Gran parte del materiale è stata scritta camminando nei campi, specialmente vicino alla vecchia centrale idroelettrica che alla fine è diventata la copertina dell’album (recentemente è stata ristrutturata, e un po’ ci dispiace), aggiungono i Satantango. Tutta la produzione è homemade, con un Mac book usato del 2009 e una scheda audio di fortuna.
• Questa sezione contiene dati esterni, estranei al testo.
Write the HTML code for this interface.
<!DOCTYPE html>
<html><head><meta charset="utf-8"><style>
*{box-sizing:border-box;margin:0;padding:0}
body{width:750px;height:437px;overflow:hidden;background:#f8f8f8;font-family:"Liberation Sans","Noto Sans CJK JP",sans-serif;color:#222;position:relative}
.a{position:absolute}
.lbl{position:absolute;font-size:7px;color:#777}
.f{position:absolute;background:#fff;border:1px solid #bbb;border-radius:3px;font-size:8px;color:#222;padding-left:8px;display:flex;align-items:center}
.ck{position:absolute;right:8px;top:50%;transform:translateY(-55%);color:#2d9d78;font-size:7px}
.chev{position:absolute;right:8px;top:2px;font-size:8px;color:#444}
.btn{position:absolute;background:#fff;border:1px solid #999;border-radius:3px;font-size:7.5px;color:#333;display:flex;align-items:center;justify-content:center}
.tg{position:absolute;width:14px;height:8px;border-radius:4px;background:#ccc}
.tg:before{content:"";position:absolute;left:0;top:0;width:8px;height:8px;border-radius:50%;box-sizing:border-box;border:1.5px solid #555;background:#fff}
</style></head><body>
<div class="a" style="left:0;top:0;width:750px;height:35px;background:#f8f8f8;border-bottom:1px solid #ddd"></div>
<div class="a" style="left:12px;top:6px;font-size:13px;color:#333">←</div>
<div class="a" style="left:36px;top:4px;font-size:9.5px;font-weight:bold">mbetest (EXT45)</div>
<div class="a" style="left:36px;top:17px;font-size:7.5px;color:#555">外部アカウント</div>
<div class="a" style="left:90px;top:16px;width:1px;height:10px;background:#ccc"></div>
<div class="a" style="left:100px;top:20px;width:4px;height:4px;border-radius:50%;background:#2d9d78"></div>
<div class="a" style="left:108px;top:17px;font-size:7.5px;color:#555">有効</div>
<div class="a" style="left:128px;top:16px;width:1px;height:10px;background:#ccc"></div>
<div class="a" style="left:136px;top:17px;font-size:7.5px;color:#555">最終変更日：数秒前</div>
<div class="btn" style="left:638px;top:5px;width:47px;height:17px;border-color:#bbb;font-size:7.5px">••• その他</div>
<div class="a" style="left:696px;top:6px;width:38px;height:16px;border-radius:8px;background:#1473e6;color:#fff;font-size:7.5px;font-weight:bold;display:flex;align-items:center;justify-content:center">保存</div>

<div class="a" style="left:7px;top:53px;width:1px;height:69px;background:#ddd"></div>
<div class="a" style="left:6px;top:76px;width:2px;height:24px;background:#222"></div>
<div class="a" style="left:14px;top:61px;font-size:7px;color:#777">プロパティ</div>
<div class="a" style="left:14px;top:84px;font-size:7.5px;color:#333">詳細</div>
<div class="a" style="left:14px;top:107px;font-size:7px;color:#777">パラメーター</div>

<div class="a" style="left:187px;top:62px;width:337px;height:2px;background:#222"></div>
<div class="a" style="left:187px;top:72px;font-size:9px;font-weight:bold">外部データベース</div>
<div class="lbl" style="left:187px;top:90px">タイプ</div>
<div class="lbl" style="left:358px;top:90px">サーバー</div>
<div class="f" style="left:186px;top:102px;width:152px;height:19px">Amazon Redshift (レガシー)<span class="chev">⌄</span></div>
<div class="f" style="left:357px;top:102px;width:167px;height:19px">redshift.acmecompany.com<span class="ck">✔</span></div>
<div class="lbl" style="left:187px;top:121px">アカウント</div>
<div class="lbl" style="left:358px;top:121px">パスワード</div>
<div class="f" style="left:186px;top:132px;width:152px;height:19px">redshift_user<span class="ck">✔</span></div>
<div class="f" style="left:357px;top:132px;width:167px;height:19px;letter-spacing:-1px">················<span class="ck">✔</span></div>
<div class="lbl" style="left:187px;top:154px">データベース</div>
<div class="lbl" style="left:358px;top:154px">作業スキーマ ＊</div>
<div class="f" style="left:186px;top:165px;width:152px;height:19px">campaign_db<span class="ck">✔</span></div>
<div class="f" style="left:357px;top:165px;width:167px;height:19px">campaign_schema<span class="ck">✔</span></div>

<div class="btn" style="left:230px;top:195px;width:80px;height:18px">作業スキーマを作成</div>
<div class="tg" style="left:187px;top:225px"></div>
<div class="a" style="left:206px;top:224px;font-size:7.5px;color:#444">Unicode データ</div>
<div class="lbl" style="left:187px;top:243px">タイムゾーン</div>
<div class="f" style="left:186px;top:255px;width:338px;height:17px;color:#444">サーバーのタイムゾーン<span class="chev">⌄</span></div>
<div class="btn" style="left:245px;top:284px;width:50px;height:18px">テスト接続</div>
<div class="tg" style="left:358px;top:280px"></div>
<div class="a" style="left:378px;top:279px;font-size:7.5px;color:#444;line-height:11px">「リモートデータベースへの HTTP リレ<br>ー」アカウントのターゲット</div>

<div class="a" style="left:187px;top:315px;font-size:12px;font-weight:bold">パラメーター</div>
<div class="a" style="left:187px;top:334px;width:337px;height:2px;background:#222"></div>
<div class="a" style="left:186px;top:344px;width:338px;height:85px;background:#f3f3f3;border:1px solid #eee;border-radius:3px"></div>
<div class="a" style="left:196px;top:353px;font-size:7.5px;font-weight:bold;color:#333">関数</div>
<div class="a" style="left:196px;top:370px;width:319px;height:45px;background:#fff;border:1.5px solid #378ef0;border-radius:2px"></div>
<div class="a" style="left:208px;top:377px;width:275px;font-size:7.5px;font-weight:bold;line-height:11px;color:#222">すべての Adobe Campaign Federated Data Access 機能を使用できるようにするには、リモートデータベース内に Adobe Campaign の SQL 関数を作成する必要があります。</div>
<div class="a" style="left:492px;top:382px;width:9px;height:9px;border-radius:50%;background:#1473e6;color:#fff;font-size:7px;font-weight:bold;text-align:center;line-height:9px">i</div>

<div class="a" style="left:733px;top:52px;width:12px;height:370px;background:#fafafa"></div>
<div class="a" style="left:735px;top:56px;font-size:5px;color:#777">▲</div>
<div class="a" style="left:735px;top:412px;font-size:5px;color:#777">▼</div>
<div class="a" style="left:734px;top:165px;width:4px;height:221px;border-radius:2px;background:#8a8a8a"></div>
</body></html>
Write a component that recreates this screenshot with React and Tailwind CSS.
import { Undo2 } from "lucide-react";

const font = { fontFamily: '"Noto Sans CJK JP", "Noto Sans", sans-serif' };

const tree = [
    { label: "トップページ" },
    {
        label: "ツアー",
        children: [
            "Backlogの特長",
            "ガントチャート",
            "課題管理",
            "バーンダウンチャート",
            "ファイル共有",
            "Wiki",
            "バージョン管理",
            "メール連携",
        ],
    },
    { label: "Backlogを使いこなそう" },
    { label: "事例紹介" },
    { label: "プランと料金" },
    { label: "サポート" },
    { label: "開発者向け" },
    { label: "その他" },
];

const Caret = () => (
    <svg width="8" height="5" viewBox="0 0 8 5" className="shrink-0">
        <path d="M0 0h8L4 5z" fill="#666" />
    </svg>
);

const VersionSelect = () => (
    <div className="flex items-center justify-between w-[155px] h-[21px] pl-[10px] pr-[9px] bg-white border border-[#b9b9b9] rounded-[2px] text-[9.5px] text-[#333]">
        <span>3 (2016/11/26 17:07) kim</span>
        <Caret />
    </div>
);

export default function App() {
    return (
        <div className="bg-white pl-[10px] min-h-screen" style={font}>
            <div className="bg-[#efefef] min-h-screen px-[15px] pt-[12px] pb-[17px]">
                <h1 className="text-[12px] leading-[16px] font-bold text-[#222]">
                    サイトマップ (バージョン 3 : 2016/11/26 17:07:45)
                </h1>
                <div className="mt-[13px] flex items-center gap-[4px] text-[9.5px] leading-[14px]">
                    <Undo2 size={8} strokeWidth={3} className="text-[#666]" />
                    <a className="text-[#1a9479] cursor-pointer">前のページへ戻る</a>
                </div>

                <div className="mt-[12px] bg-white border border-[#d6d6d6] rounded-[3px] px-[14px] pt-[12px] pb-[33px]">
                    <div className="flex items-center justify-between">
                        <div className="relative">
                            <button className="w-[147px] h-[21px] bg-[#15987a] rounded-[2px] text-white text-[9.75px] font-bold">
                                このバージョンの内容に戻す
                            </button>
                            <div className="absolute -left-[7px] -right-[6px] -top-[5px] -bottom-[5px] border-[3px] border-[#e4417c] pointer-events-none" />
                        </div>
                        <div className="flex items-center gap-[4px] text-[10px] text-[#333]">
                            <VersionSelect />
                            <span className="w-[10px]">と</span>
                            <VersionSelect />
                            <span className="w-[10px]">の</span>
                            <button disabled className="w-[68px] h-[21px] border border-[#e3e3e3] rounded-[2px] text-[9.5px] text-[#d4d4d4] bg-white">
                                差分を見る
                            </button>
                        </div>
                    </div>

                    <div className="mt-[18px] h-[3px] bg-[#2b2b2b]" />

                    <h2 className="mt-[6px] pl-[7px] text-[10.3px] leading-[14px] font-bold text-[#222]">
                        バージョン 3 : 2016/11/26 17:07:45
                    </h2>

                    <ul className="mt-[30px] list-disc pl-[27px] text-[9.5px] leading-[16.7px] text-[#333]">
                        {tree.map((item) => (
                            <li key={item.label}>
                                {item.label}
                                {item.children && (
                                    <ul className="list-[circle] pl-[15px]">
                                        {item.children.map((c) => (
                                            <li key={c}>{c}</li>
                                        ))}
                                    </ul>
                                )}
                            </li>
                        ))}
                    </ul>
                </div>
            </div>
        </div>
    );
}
Avevamo bene in mente le sonorità che volevamo raggiungere: tra una take imperfetta ma emozionante e una take perfetta ma fredda abbiamo sempre scelto la prima, tanto che abbiamo deciso di tenere i provini quasi inalterati, registrando ex novo solo le batterie.
Una precisa scelta do it yourself che rispecchia appieno l’immaginario della band, dando forma a un album capace di restare addosso, con le sue parole sporche come la provincia.
TRACKLIST
1. 9.11
2. Gioventù, amore e rabbia
3. Outro
4. Permafrost
5. Strada Provinciale 6
6. Villa Alluvioni
7. Sigla
8. Cinema Tognazzi

BIOGRAFIA
I Satantango nascono nella provincia cremonese tra la nebbia e i prefabbricati. Il nome è un omaggio all’omonimo film ungherese del ‘94, che racconta il declino di un villaggio sperduto in una terra grigia, desolata e fangosa tanto simile alla loro. Il duo è composto da Valentina Ottoboni e Gianmarco Soldi, e nasce dall’esigenza di raccontare i sentimenti di una generazione unendo un suono sporco a una scrittura ricercata e immaginifica. Entrambi cresciuti immersi nella musica e nella creatività, negli ultimi anni hanno deciso di fondere le loro ispirazioni e passioni in un progetto musicale dall’approccio totalmente do it yourself, in cui scrivono, compongono e producono tutto da soli, in modo tanto istintivo e sincero nell’origine quanto poi pensato, elaborato e stratificato nella sua evoluzione. Tra atmosfere dark e alternative, passando per lo shoegaze e il progressive, i Satantango creano un ritratto lucido e romantico, drammatico e ironico, di una provincia dove la nostalgia è una zona di comfort, i cinema hanno chiuso e l’infanzia è sfumata insieme al mito dell’America degli anni ‘90. Anticipato da 9.11 e Permafrost, il 21 novembre 2025 esce Satantango, il loro primo album per Dischi Sotterranei e Sony Music Publishing.